§ What to work on
Reproduce the listing below word for word, with no pictures.
# # # #
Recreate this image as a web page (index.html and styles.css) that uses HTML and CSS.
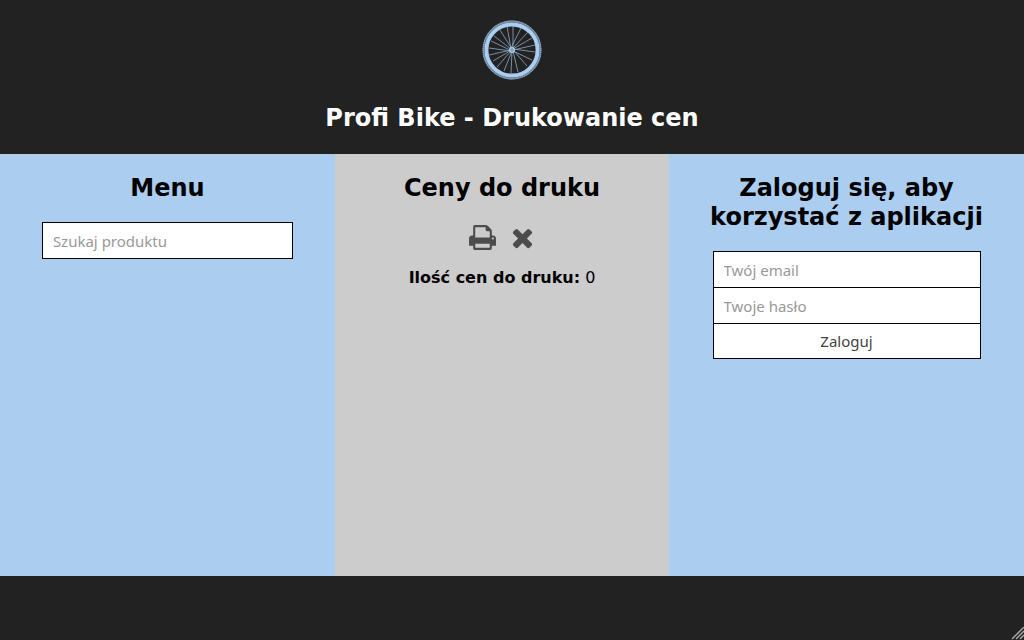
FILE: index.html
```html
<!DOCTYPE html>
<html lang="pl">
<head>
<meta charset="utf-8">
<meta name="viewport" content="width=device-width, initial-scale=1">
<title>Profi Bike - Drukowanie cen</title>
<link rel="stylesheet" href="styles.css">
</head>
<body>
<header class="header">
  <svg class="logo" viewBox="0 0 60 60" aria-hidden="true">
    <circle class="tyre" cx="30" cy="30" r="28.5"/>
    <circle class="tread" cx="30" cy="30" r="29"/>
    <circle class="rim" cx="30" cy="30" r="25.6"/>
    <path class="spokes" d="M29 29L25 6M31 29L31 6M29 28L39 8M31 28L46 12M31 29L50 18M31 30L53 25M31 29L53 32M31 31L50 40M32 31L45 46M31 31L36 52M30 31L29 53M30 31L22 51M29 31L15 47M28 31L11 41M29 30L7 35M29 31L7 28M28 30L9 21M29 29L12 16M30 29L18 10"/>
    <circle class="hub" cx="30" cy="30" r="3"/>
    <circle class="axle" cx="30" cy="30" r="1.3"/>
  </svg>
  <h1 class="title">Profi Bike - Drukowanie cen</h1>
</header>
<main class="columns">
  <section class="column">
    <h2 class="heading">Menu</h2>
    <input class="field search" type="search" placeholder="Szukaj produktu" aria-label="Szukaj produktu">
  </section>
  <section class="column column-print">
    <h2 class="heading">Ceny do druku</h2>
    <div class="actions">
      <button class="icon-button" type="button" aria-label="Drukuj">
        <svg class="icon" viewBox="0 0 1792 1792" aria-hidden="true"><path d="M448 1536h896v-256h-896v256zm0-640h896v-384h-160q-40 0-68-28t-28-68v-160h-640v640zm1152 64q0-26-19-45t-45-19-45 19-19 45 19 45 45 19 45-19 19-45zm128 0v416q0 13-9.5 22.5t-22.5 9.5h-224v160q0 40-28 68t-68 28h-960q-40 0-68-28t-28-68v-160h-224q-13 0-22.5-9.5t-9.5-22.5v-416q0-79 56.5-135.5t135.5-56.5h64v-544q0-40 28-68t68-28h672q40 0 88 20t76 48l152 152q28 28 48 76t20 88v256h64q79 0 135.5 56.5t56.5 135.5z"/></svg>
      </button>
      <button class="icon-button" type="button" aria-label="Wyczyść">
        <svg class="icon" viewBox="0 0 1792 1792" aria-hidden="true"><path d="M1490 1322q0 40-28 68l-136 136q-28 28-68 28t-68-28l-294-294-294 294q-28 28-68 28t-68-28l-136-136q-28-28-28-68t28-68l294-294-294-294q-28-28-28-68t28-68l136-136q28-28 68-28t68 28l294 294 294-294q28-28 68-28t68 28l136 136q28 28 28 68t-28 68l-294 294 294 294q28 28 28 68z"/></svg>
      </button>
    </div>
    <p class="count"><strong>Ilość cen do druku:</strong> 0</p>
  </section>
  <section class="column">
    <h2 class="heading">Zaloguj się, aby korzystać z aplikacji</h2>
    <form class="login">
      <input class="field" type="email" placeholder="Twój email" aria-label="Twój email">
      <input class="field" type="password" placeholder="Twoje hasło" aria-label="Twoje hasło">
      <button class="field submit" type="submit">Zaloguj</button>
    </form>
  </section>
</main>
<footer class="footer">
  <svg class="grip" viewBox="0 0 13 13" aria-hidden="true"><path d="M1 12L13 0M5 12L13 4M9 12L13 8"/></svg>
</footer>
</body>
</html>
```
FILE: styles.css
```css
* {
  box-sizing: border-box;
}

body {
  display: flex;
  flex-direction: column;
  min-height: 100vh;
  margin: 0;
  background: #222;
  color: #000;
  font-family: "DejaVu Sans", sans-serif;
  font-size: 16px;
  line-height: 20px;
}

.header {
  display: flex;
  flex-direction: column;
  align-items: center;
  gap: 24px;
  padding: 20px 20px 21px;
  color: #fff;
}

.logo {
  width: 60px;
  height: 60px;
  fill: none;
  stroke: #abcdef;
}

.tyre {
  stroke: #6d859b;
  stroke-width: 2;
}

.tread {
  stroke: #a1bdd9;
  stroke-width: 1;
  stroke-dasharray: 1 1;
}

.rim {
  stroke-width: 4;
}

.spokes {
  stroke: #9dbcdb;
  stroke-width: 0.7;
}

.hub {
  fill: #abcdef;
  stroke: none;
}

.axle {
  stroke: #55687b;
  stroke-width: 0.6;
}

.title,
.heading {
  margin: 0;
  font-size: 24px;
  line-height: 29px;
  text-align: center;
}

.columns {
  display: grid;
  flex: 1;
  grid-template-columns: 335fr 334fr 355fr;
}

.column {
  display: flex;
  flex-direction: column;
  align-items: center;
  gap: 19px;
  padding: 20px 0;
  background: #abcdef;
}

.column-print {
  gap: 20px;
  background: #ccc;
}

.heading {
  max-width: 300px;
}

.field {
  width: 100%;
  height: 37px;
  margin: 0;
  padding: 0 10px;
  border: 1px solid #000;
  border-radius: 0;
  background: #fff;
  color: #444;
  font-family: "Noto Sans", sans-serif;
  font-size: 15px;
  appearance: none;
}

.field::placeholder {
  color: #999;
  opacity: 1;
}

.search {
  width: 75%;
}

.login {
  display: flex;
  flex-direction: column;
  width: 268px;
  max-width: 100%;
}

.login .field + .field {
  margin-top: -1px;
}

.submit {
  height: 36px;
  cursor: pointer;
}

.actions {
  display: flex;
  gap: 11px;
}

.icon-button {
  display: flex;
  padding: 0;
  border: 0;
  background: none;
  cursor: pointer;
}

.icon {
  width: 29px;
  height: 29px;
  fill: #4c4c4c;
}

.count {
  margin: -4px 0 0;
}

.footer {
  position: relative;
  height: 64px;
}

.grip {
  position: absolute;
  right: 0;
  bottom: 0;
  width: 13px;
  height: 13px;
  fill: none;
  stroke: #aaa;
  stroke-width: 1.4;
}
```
# # # #
§ Expected answer
Recreate this image as a web page (index.html and styles.css) that uses HTML and CSS.
FILE: index.html
```html
<!DOCTYPE html>
<html lang="pl">
<head>
<meta charset="utf-8">
<meta name="viewport" content="width=device-width, initial-scale=1">
<title>Profi Bike - Drukowanie cen</title>
<link rel="stylesheet" href="styles.css">
</head>
<body>
<header class="header">
  <svg class="logo" viewBox="0 0 60 60" aria-hidden="true">
    <circle class="tyre" cx="30" cy="30" r="28.5"/>
    <circle class="tread" cx="30" cy="30" r="29"/>
    <circle class="rim" cx="30" cy="30" r="25.6"/>
    <path class="spokes" d="M29 29L25 6M31 29L31 6M29 28L39 8M31 28L46 12M31 29L50 18M31 30L53 25M31 29L53 32M31 31L50 40M32 31L45 46M31 31L36 52M30 31L29 53M30 31L22 51M29 31L15 47M28 31L11 41M29 30L7 35M29 31L7 28M28 30L9 21M29 29L12 16M30 29L18 10"/>
    <circle class="hub" cx="30" cy="30" r="3"/>
    <circle class="axle" cx="30" cy="30" r="1.3"/>
  </svg>
  <h1 class="title">Profi Bike - Drukowanie cen</h1>
</header>
<main class="columns">
  <section class="column">
    <h2 class="heading">Menu</h2>
    <input class="field search" type="search" placeholder="Szukaj produktu" aria-label="Szukaj produktu">
  </section>
  <section class="column column-print">
    <h2 class="heading">Ceny do druku</h2>
    <div class="actions">
      <button class="icon-button" type="button" aria-label="Drukuj">
        <svg class="icon" viewBox="0 0 1792 1792" aria-hidden="true"><path d="M448 1536h896v-256h-896v256zm0-640h896v-384h-160q-40 0-68-28t-28-68v-160h-640v640zm1152 64q0-26-19-45t-45-19-45 19-19 45 19 45 45 19 45-19 19-45zm128 0v416q0 13-9.5 22.5t-22.5 9.5h-224v160q0 40-28 68t-68 28h-960q-40 0-68-28t-28-68v-160h-224q-13 0-22.5-9.5t-9.5-22.5v-416q0-79 56.5-135.5t135.5-56.5h64v-544q0-40 28-68t68-28h672q40 0 88 20t76 48l152 152q28 28 48 76t20 88v256h64q79 0 135.5 56.5t56.5 135.5z"/></svg>
      </button>
      <button class="icon-button" type="button" aria-label="Wyczyść">
        <svg class="icon" viewBox="0 0 1792 1792" aria-hidden="true"><path d="M1490 1322q0 40-28 68l-136 136q-28 28-68 28t-68-28l-294-294-294 294q-28 28-68 28t-68-28l-136-136q-28-28-28-68t28-68l294-294-294-294q-28-28-28-68t28-68l136-136q28-28 68-28t68 28l294 294 294-294q28-28 68-28t68 28l136 136q28 28 28 68t-28 68l-294 294 294 294q28 28 28 68z"/></svg>
      </button>
    </div>
    <p class="count"><strong>Ilość cen do druku:</strong> 0</p>
  </section>
  <section class="column">
    <h2 class="heading">Zaloguj się, aby korzystać z aplikacji</h2>
    <form class="login">
      <input class="field" type="email" placeholder="Twój email" aria-label="Twój email">
      <input class="field" type="password" placeholder="Twoje hasło" aria-label="Twoje hasło">
      <button class="field submit" type="submit">Zaloguj</button>
    </form>
  </section>
</main>
<footer class="footer">
  <svg class="grip" viewBox="0 0 13 13" aria-hidden="true"><path d="M1 12L13 0M5 12L13 4M9 12L13 8"/></svg>
</footer>
</body>
</html>
```
FILE: styles.css
```css
* {
  box-sizing: border-box;
}

body {
  display: flex;
  flex-direction: column;
  min-height: 100vh;
  margin: 0;
  background: #222;
  color: #000;
  font-family: "DejaVu Sans", sans-serif;
  font-size: 16px;
  line-height: 20px;
}

.header {
  display: flex;
  flex-direction: column;
  align-items: center;
  gap: 24px;
  padding: 20px 20px 21px;
  color: #fff;
}

.logo {
  width: 60px;
  height: 60px;
  fill: none;
  stroke: #abcdef;
}

.tyre {
  stroke: #6d859b;
  stroke-width: 2;
}

.tread {
  stroke: #a1bdd9;
  stroke-width: 1;
  stroke-dasharray: 1 1;
}

.rim {
  stroke-width: 4;
}

.spokes {
  stroke: #9dbcdb;
  stroke-width: 0.7;
}

.hub {
  fill: #abcdef;
  stroke: none;
}

.axle {
  stroke: #55687b;
  stroke-width: 0.6;
}

.title,
.heading {
  margin: 0;
  font-size: 24px;
  line-height: 29px;
  text-align: center;
}

.columns {
  display: grid;
  flex: 1;
  grid-template-columns: 335fr 334fr 355fr;
}

.column {
  display: flex;
  flex-direction: column;
  align-items: center;
  gap: 19px;
  padding: 20px 0;
  background: #abcdef;
}

.column-print {
  gap: 20px;
  background: #ccc;
}

.heading {
  max-width: 300px;
}

.field {
  width: 100%;
  height: 37px;
  margin: 0;
  padding: 0 10px;
  border: 1px solid #000;
  border-radius: 0;
  background: #fff;
  color: #444;
  font-family: "Noto Sans", sans-serif;
  font-size: 15px;
  appearance: none;
}

.field::placeholder {
  color: #999;
  opacity: 1;
}

.search {
  width: 75%;
}

.login {
  display: flex;
  flex-direction: column;
  width: 268px;
  max-width: 100%;
}

.login .field + .field {
  margin-top: -1px;
}

.submit {
  height: 36px;
  cursor: pointer;
}

.actions {
  display: flex;
  gap: 11px;
}

.icon-button {
  display: flex;
  padding: 0;
  border: 0;
  background: none;
  cursor: pointer;
}

.icon {
  width: 29px;
  height: 29px;
  fill: #4c4c4c;
}

.count {
  margin: -4px 0 0;
}

.footer {
  position: relative;
  height: 64px;
}

.grip {
  position: absolute;
  right: 0;
  bottom: 0;
  width: 13px;
  height: 13px;
  fill: none;
  stroke: #aaa;
  stroke-width: 1.4;
}
```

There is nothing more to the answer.